Here's what I found out with a few SQL queries. The cur_random field values 
are strongly clustered up around the high end. In fact, there are no 
articles at all between about 0.18 and 0.4, and only few below 0.18. A few 
minutes of browsing through the old versions of SpecialRandompage.php shows 
why. A previous version of the software selected the lowest-numbered 
cur_random value, and set it to a random value. So here's why we now see 
poor results: Most of the pages are clustered up above 0.9 or so, so when 
you click Special:Randompage , there's a high chance of picking one of the 
few low-numbered articles. The cur_random value is then reset, and there's 
still a high chance of the new value being below 0.9. Hence, the few 
priveleged low-numbered articles get selected far more often, and unless 
someone re-randomizes cur_random column, it take a long time for the 
high-numbered articles to diffuse back down. -- Tim Starling 04:25 May 1, 
2003 (UTC)

--END QUOTE--
(Continue reading)

Lee Daniel Crocker | 1 May 2003 08:01
Gravatar

Re: Really good news!

>>  [ibiblio] would LOVE to host wikipedia.org...

I don't think that's an option, but certainly they might be
useful as a mirror, or storage for backups, etc.

--

-- 
Lee Daniel Crocker <lee@...> <http://www.piclab.com/lee/>
"All inventions or works of authorship original to me, herein and past,
are placed irrevocably in the public domain, and may be used or modified
for any purpose, without permission, attribution, or notification."--LDC
Nick Reinking | 1 May 2003 15:00

Re: Really good news!

On Thu, May 01, 2003 at 01:01:06AM -0500, Lee Daniel Crocker wrote:
> >>  [ibiblio] would LOVE to host wikipedia.org...
> 
> I don't think that's an option, but certainly they might be
> useful as a mirror, or storage for backups, etc.

That's something I was thinking - perhaps, for example, the database goes
down.  At that point, we make a quick Apache change, and all requests
URLs are re-written to point at a read-only copy of Wikipedia  <at>  ibiblio.

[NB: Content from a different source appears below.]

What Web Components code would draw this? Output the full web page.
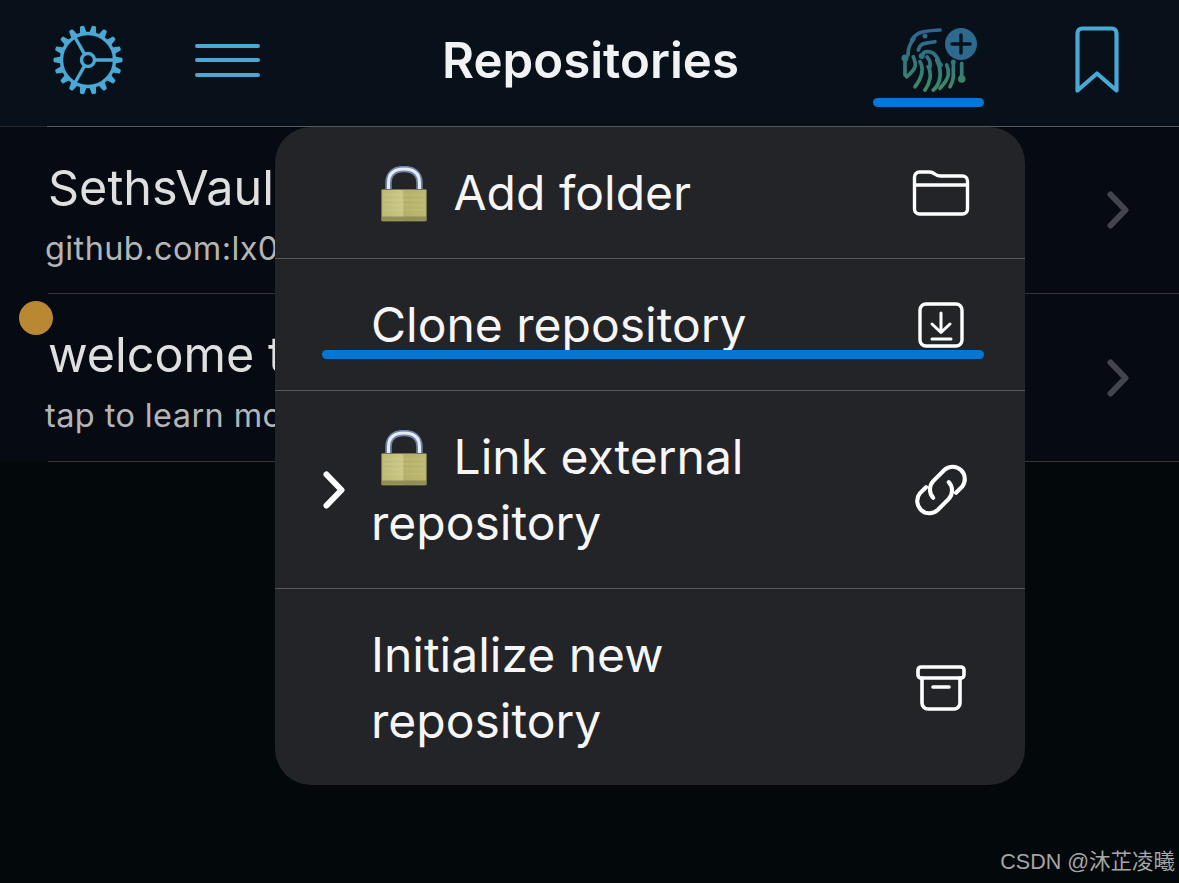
<!DOCTYPE html>
<html><head><meta charset="utf-8">
<style>
html,body{margin:0;padding:0;background:#03080b;}
body{width:1179px;height:883px;overflow:hidden;font-family:Inter,"Noto Sans CJK SC",sans-serif;}
</style></head><body>
<repo-app></repo-app>
<template id="lock"><svg viewBox="0 0 46 56" width="46" height="56" style="display:block"><defs>
<linearGradient id="br" x1="0" x2="1" y1="0" y2="0"><stop offset="0" stop-color="#bbb874"/><stop offset=".46" stop-color="#cbc888"/><stop offset=".5" stop-color="#b5b16a"/><stop offset="1" stop-color="#bbb770"/></linearGradient>
</defs>
<path d="M7.500 24V17C7.500 7 14 3 23 3S38.500 7 38.500 17V24" fill="none" stroke="#6f84a6" stroke-width="6.500"/>
<path d="M7.500 24V17C7.500 7 14 3 23 3S38.500 7 38.500 17V24" fill="none" stroke="#e6ecf4" stroke-width="3"/>
<rect x=".5" y="23.500" width="45" height="31.500" rx="1" fill="url(#br)" stroke="#77754e" stroke-width="1"/>
<rect x="1" y="50.500" width="44" height="4" fill="#918e56"/>
<g stroke="#d8d5a6" stroke-opacity=".35" stroke-width="1"><path d="M2 29H44M2 34H44M2 39H44M2 44H44"/></g>
</svg></template>
<script>
const lockSvg = document.getElementById('lock').innerHTML;
const ic = {
 folder:`<svg width="58" height="46" viewBox="0 0 58 46" fill="none" stroke="#fff" stroke-width="3.400" stroke-linejoin="round"><path d="M2.500 14V7a5 5 0 0 1 5-5h10c3 0 4 1 6 2.500S26 6 29 6h21.500a5 5 0 0 1 5 5v28a5 5 0 0 1-5 5H7.500a5 5 0 0 1-5-5z"/><path d="M2.500 15H55.500"/></svg>`,
 down:`<svg width="46" height="46" viewBox="0 0 46 46" fill="none" stroke="#fff" stroke-linecap="round" stroke-linejoin="round"><rect x="2" y="2" width="42" height="42" rx="6" stroke-width="3.400"/><path d="M23 11V30M14 22L23 30.500 32 22M14 37H33" stroke-width="3"/></svg>`,
 link:`<svg width="60" height="60" viewBox="0 0 54 54" fill="none" stroke="#fff" stroke-width="3.700" stroke-linecap="round"><path d="M40.500 29.500L46 24A11 11 0 0 0 30 9L20 19A11 11 0 0 0 20 34"/><path d="M13.500 24.500L8 30A11 11 0 0 0 24 45L34 35A11 11 0 0 0 34 20"/></svg>`,
 box:`<svg width="50" height="46" viewBox="0 0 50 46" fill="none" stroke="#fff" stroke-width="3.600" stroke-linecap="round" stroke-linejoin="round"><rect x="2" y="2" width="46" height="11" rx="3"/><path d="M6 13V38a6 6 0 0 0 6 6H38a6 6 0 0 0 6-6V13"/><path d="M17 22H33"/></svg>`
};
function shell(el, css, html){ el.attachShadow({mode:'open'}).innerHTML = `<style>${css}</style>${html}`; }

class GearIcon extends HTMLElement{ connectedCallback(){
  let teeth='';
  for(let i=0;i<18;i++){ teeth+=`<path d="M31.500 8L32.800 1.300Q33 .5 34 .5H36Q37 .5 37.200 1.300L38.500 8z" transform="rotate(${i*20+10} 35 35)"/>`; }
  shell(this,':host{display:block;width:70px;height:70px;color:#4aa8d4}svg{display:block}',
  `<svg width="70" height="70" viewBox="0 0 70 70"><g fill="currentColor">${teeth}</g><g fill="none" stroke="currentColor" stroke-width="3.400"><circle cx="35" cy="35" r="26.500"/><circle cx="35" cy="35" r="6.500"/><path d="M41.500 35H61M31.700 29.300L21.500 11.500M31.700 40.700L21.500 58.500"/></g></svg>`);
}}
class MenuIcon extends HTMLElement{ connectedCallback(){
  shell(this,':host{display:flex;flex-direction:column;gap:10.500px;width:65px}i{display:block;height:4px;border-radius:2px;background:#4aa8d4}','<i></i><i></i><i></i>');
}}
class PrintIcon extends HTMLElement{ connectedCallback(){
  shell(this,':host{display:block;width:80px;height:70px}svg{display:block}.s{filter:blur(.4px)}',
  `<svg width="80" height="70" viewBox="0 0 80 70" fill="none"><defs><linearGradient id="fp" gradientUnits="userSpaceOnUse" x1="0" y1="5" x2="0" y2="65"><stop offset="0" stop-color="#2f6590"/><stop offset=".45" stop-color="#2f7480"/><stop offset="1" stop-color="#3f8a66"/></linearGradient></defs>
  <g class="s"><g stroke="url(#fp)" stroke-width="3.700" stroke-linecap="round" stroke-linejoin="round">
  <path d="M13.700 15Q18 8 25.300 6.700T42 5"/>
  <path d="M10 30Q10 20 16 14"/>
  <path d="M20.300 25Q22 19 27 18.300T37 16.700"/>
  <path d="M23.700 31.700Q25 27 28.700 26.700T35.300 28.300Q40 32 42 40"/>
  <path d="M29 32Q33 36 32 42"/>
  <path d="M7 33V50"/>
  <path d="M15.300 31.700Q18 38 17 41.700T8.700 51.700"/>
  <path d="M22 36.700Q25 42 23.700 48.300T17 61.700"/>
  <path d="M30.300 41.700Q33 47 32 53.300T27 65"/>
  <path d="M38.700 35Q43 43 42 51.700T35.300 65"/>
  <path d="M48.700 40Q51 45 50.300 50T42 63.300"/>
  <path d="M55.300 38.300V51.700Q55 57 52 61.700"/>
  <path d="M63.700 38.300V54.300"/>
  </g>
  <g fill="url(#fp)"><circle cx="7" cy="33" r="3.500"/><circle cx="63.700" cy="54" r="3.800"/><circle cx="27" cy="11" r="2.500"/><circle cx="23.700" cy="31" r="3"/><circle cx="42" cy="40" r="2.800"/><circle cx="55.300" cy="37" r="2.500"/></g></g>
  <circle cx="63" cy="19" r="16" fill="#2d6a8e"/><path d="M54 19H72M63 10V28" stroke="#06121c" stroke-width="3.400" stroke-linecap="round"/></svg>`);
}}
class BookmarkIcon extends HTMLElement{ connectedCallback(){
  shell(this,':host{display:block;width:44px;height:68px}svg{display:block}',
  `<svg width="44" height="68" viewBox="0 0 44 68" fill="none" stroke="#4aa8d4" stroke-width="4.200" stroke-linejoin="round"><path d="M2.500 7a4.500 4.500 0 0 1 4.500-4.500H37A4.500 4.500 0 0 1 41.500 7V64.500L22 47.500 2.500 64.500z"/></svg>`);
}}
class AppHeader extends HTMLElement{ connectedCallback(){
  shell(this,`:host{display:block;height:126px;background:#08111a;border-bottom:1px solid #56585a;border-image:linear-gradient(90deg,#25282b 48px,#56585a 48px) 1;position:relative;box-sizing:content-box}
  .bar{display:flex;align-items:center;height:126px;padding-left:53px}
  gear-icon{margin:-6px 0 0 0}
  menu-icon{margin:-6px 0 0 72px}
  h1{font:600 49.200px/1 Inter,sans-serif;color:#f1f2f3;width:296px;margin:-4px 0 0 182px;white-space:nowrap}
  print-icon{margin:-6px 0 0 160px}
  bookmark-icon{margin:-6px 0 0 97px}
  .ul{position:absolute;left:873px;top:98px;width:111px;height:9px;border-radius:5px;background:#0277d6}`,
  `<div class="bar"><gear-icon></gear-icon><menu-icon></menu-icon><h1>Repositories</h1><print-icon></print-icon><bookmark-icon></bookmark-icon></div><div class="ul"></div>`);
}}
class RepoRow extends HTMLElement{ connectedCallback(){
  shell(this,`:host{display:flex;align-items:center;box-sizing:border-box;margin-left:48px;padding:0 50px 0 0;height:var(--h,167px);border-bottom:1px solid #33353a}
  .t{flex:1;min-width:0;white-space:nowrap;margin-top:10px}
  .a{font:400 48.500px/60px Inter,sans-serif;color:#dfdfdf;margin-left:0}
  .b{font:400 32.500px/48px Inter,sans-serif;letter-spacing:.4px;color:#b4b5b6;margin:7px 0 0 -3px}
  svg{display:block;flex:none}`,
  `<div class="t"><div class="a">${this.getAttribute('title')}</div><div class="b">${this.getAttribute('sub')}</div></div>
  <svg width="22" height="38" viewBox="0 0 22 38" fill="none" stroke="#43454c" stroke-width="6" stroke-linecap="round" stroke-linejoin="round"><path d="M3.500 3.500L18.500 19 3.500 34.500"/></svg>`);
}}
class RepoList extends HTMLElement{ connectedCallback(){
  shell(this,':host{display:block;background:#060b13}','<slot></slot>');
}}
class MenuItem extends HTMLElement{ connectedCallback(){
  const icon=ic[this.getAttribute('icon')];
  shell(this,`:host{display:flex;align-items:center;box-sizing:border-box;padding:0 54px 0 96px;border-bottom:1px solid #56585b;min-height:132px}
  :host(:last-child){border-bottom:none;padding-top:2px}
  .l{flex:1;font:400 48px/66px Inter,sans-serif;color:#f6f6f6}
  .ic{flex:none;width:60px;display:flex;justify-content:center;margin-left:20px}`,
  `<div class="l"><slot></slot></div><div class="ic">${icon}</div>`);
}}
class PopMenu extends HTMLElement{ connectedCallback(){
  shell(this,`:host{position:absolute;left:275px;top:127px;width:750px;height:658px;border-radius:36px;background:#232428;overflow:hidden;display:flex;flex-direction:column}`,'<slot></slot>');
}}
class RepoApp extends HTMLElement{ connectedCallback(){
  const L=lockSvg;
  shell(this,`:host{display:block;width:1179px;height:883px;position:relative;background:#03080b;overflow:hidden}
  .dot{position:absolute;left:19px;top:301px;width:34px;height:34px;border-radius:50%;background:#b98833}
  .ul2{position:absolute;left:322px;top:350px;width:662px;height:9px;border-radius:5px;background:#0277d6}
  .chev{position:absolute;left:323px;top:471px}
  .wm{position:absolute;right:4px;top:849px;font:21.500px/26px "Liberation Sans","Noto Sans CJK SC",sans-serif;color:#a4a6a7}
  .lk{display:inline-block;vertical-align:-12px;width:46px;height:56px;margin-right:26.500px;margin-left:10px}`,
  `<app-header></app-header>
  <repo-list>
    <repo-row title="SethsVault" sub="github.com:lx0"></repo-row>
    <repo-row title="welcome to" sub="tap to learn more" style="--h:168px"></repo-row>
  </repo-list>
  <pop-menu>
    <menu-item icon="folder" style="min-height:132px"><span class="lk">${L}</span>Add folder</menu-item>
    <menu-item icon="down" style="min-height:132px">Clone repository</menu-item>
    <menu-item icon="link" style="min-height:198px"><span class="lk">${L}</span>Link external repository</menu-item>
    <menu-item icon="box" style="min-height:196px">Initialize new repository</menu-item>
  </pop-menu>
  <div class="dot"></div><div class="ul2"></div>
  <svg class="chev" width="22" height="38" viewBox="0 0 22 38" fill="none" stroke="#fff" stroke-width="6" stroke-linecap="round" stroke-linejoin="round"><path d="M3.500 3.500L18.500 19 3.500 34.500"/></svg>
  <div class="wm">CSDN @沐芷凌曦</div>`);
}}
customElements.define('gear-icon',GearIcon);
customElements.define('menu-icon',MenuIcon);
customElements.define('print-icon',PrintIcon);
customElements.define('bookmark-icon',BookmarkIcon);
customElements.define('app-header',AppHeader);
customElements.define('repo-row',RepoRow);
customElements.define('repo-list',RepoList);
customElements.define('menu-item',MenuItem);
customElements.define('pop-menu',PopMenu);
customElements.define('repo-app',RepoApp);
</script>
</body></html>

However, is there a reason why we couldn't have ibiblio host the entire
Wikipedia?  It seems that is what Brion was asking for.  If they're
willing to supply three, four (or more) servers to keep Wikipedia
running, why isn't that a good thing?

--

-- 
Nick Reinking -- eschewing obfuscation since 1981 -- Minneapolis, MN
Jimmy Wales | 1 May 2003 15:00

Re: Really good news!

I'm not the least bit interested in moving wikipedia off my servers.

The claims of budget crisis are wildly exagerrated.  I'm donating one
and possibly two more servers to the project (one for a www frontend
and one for a mailserver and auxiliary front end).
Jimmy Wales | 1 May 2003 15:01

Re: Really good news!

Nick Reinking wrote:
> However, is there a reason why we couldn't have ibiblio host the entire
> Wikipedia?  It seems that is what Brion was asking for.  If they're
> willing to supply three, four (or more) servers to keep Wikipedia
> running, why isn't that a good thing?

There are a lot of reasons, but the main reason is that we shouldn't
make ourselves dependent on anyone else.

--Jimbo
Brion Vibber | 1 May 2003 17:10
Picon
Favicon
Gravatar

Re: Please run this DB query to fix Special:Randompage

On Wed, 2003-04-30 at 21:48, Tim Starling wrote:
> Someone needs to run this:
> 
> UPDATE cur SET cur_random=RAND()

Ok, it'll be a bit before it's done. Hooray for big slow databases. :D

-- brion vibber (brion  <at>  pobox.com)
Nick Reinking | 1 May 2003 17:53

Re: Please run this DB query to fix Special:Randompage

On Thu, May 01, 2003 at 08:10:38AM -0700, Brion Vibber wrote:
> On Wed, 2003-04-30 at 21:48, Tim Starling wrote:
> > Someone needs to run this:
> > 
> > UPDATE cur SET cur_random=RAND()
> 
> Ok, it'll be a bit before it's done. Hooray for big slow databases. :D
> 
> -- brion vibber (brion  <at>  pobox.com)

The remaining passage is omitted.